If you're drinking a great big, very young red wine in a hurry -- say, it's a business meeting where everyone is going to drink an expensive young Zinfandel, eat and run -- you might consider decanting so the wine will soften more quickly. But that gets to our second most important point: Even if you think decanting is the right thing to do, taste any wine before you decant it. If you taste the wine first and it needs decanting -- maybe it tastes "tight" or mouth-puckering or you suspect it's hiding -- you can still decant. If you decant first and the wine seems to have lost something, you can't put the genie -- or wine, in this case -- back in the bottle.
Our most important point? The one we make all the time: If you want to decant, do it. If not, don't. Wine is a subjective experience.

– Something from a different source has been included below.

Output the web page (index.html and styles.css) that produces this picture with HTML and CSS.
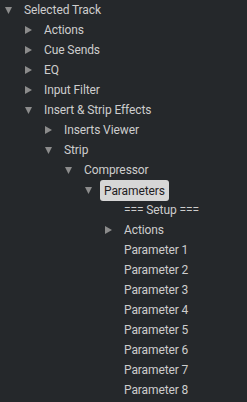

If you enjoy wine more when you increase the anticipation with decanting, if you believe that decanting is the best way to release the wine's full taste, or if you simply enjoy pouring from a pretty decanter, terrific. After all, if two respected writers at Wine Spectator don't even agree, who is to say that you're right or wrong?
Certainly, we disagree about wines from time to time, and that doesn't make either of us wrong. Among the many things we agree on, though, is that the best time to haul out a pretty decanter is when the person who gave it to you is coming over.